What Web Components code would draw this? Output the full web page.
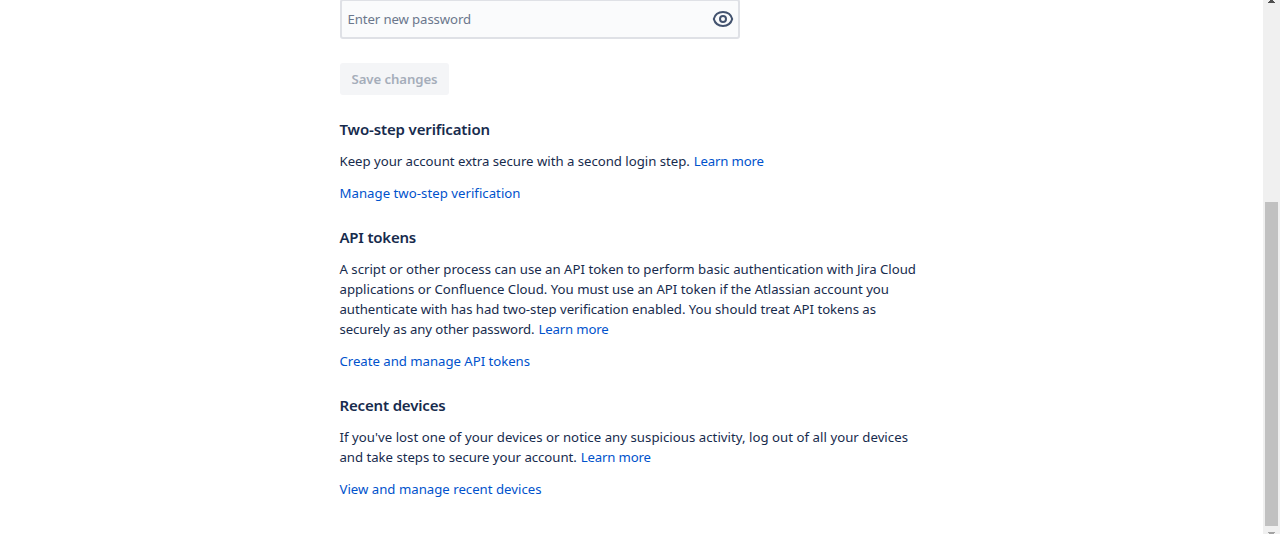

==

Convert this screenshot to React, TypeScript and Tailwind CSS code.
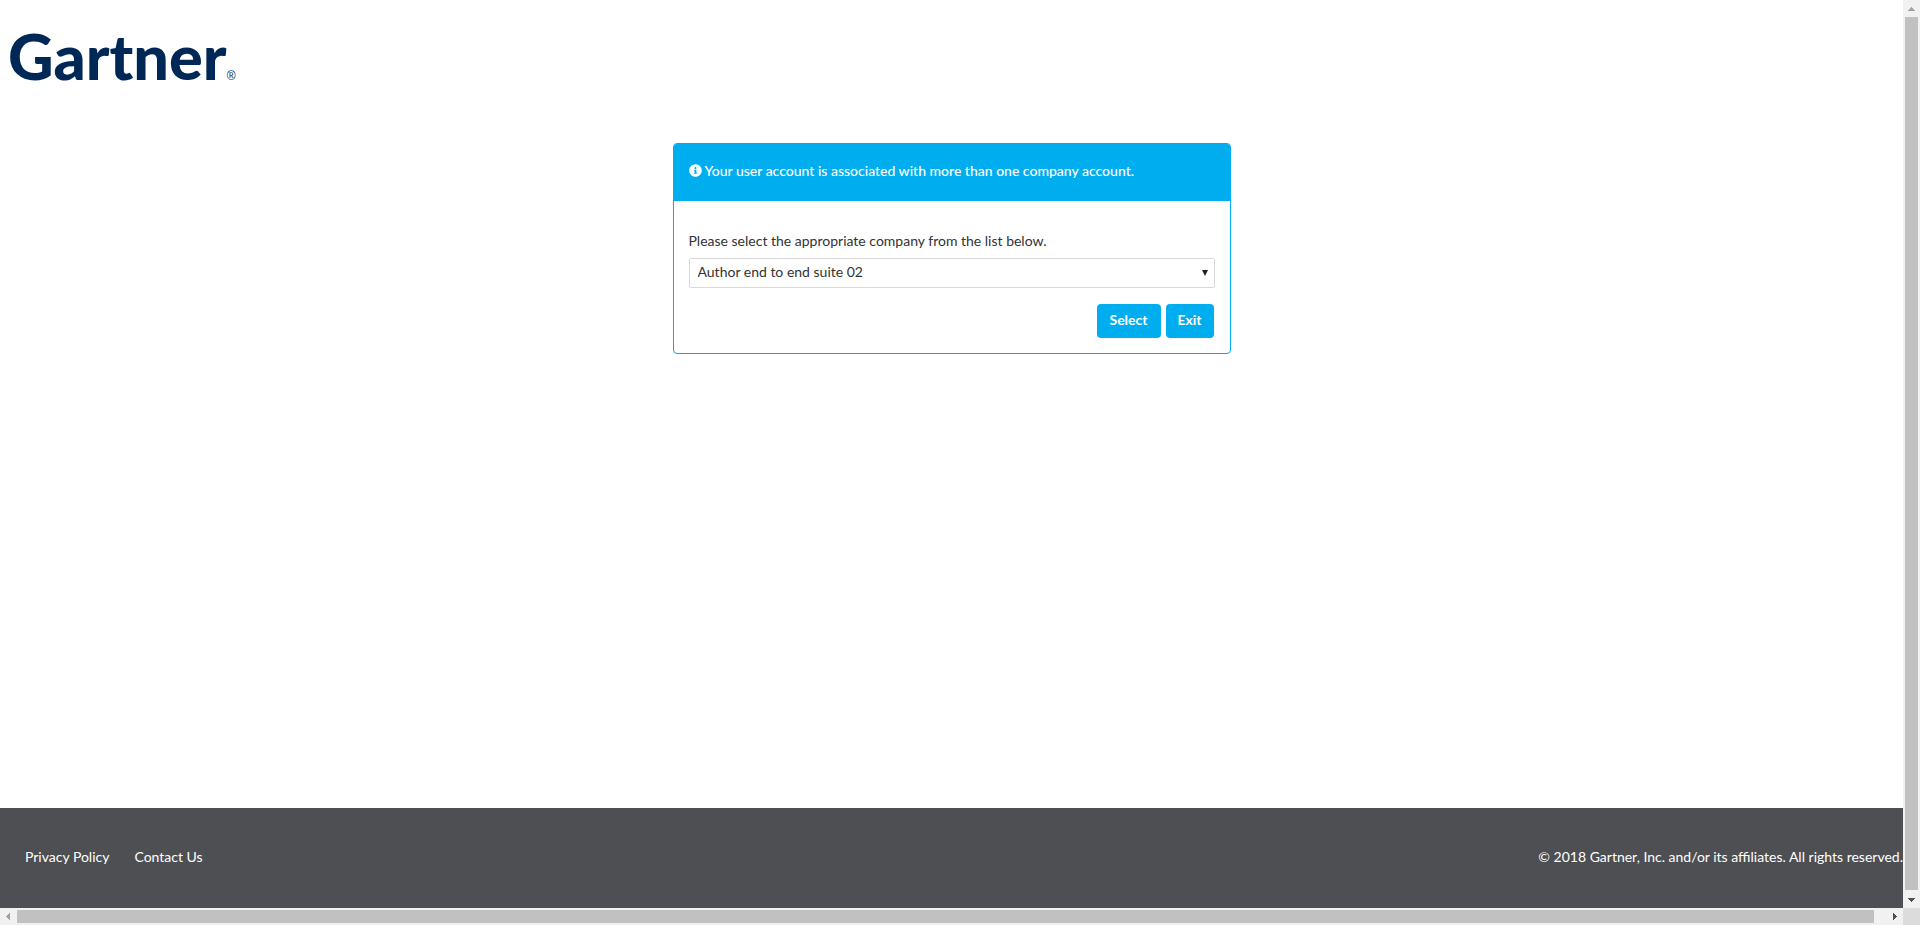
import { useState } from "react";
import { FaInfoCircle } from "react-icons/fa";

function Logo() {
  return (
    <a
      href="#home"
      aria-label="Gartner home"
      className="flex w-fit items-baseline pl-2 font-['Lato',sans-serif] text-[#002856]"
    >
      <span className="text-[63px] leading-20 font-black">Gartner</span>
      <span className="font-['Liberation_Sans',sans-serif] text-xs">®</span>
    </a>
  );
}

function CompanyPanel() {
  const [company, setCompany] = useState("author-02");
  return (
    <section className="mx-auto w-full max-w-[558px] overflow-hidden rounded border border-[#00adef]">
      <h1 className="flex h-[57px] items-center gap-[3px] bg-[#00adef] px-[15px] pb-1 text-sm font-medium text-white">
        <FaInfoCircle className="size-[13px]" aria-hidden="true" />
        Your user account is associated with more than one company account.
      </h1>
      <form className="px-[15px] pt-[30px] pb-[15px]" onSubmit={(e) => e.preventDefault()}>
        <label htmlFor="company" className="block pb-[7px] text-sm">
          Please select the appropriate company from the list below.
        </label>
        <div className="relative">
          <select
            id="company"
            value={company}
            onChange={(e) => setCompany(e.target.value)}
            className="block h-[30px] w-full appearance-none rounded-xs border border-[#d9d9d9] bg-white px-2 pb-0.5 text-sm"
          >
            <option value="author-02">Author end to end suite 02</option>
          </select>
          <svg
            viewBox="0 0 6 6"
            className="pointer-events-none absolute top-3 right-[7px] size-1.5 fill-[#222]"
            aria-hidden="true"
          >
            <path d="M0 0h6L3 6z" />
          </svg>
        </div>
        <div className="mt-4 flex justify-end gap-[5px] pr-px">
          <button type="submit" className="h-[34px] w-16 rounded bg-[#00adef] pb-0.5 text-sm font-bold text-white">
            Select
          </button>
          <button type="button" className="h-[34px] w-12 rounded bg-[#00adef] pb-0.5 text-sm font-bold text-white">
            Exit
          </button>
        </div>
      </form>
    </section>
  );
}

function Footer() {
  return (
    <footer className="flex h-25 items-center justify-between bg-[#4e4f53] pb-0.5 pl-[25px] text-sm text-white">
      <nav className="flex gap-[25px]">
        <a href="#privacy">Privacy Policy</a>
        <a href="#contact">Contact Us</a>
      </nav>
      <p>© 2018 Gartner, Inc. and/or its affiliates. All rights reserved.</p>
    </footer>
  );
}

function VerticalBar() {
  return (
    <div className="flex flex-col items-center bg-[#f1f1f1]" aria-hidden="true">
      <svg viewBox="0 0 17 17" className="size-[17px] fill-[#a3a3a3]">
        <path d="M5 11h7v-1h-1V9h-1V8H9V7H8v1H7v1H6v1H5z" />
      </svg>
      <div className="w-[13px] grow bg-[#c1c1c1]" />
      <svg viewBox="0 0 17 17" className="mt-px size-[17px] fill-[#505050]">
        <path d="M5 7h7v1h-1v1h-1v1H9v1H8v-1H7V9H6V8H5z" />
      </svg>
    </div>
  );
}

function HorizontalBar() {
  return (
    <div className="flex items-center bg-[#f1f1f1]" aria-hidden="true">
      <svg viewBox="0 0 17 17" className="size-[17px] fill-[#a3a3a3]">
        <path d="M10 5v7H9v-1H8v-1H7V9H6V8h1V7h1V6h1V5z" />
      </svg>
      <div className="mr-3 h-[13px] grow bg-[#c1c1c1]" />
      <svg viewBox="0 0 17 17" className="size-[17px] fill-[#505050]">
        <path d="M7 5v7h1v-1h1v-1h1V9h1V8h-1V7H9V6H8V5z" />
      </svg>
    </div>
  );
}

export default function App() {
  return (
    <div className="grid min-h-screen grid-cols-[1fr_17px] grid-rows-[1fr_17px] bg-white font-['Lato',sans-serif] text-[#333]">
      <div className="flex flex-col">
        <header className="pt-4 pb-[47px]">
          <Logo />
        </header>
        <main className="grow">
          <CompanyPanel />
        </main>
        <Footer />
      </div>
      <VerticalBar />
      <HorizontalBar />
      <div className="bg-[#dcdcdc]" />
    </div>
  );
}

◆ **PROBLEM STATEMENT**: In the records above, collect each line with "full".

◆ **EXERCISE OUTPUT**:
What Web Components code would draw this? Output the full web page.
    <section className="mx-auto w-full max-w-[558px] overflow-hidden rounded border border-[#00adef]">
            className="block h-[30px] w-full appearance-none rounded-xs border border-[#d9d9d9] bg-white px-2 pb-0.5 text-sm"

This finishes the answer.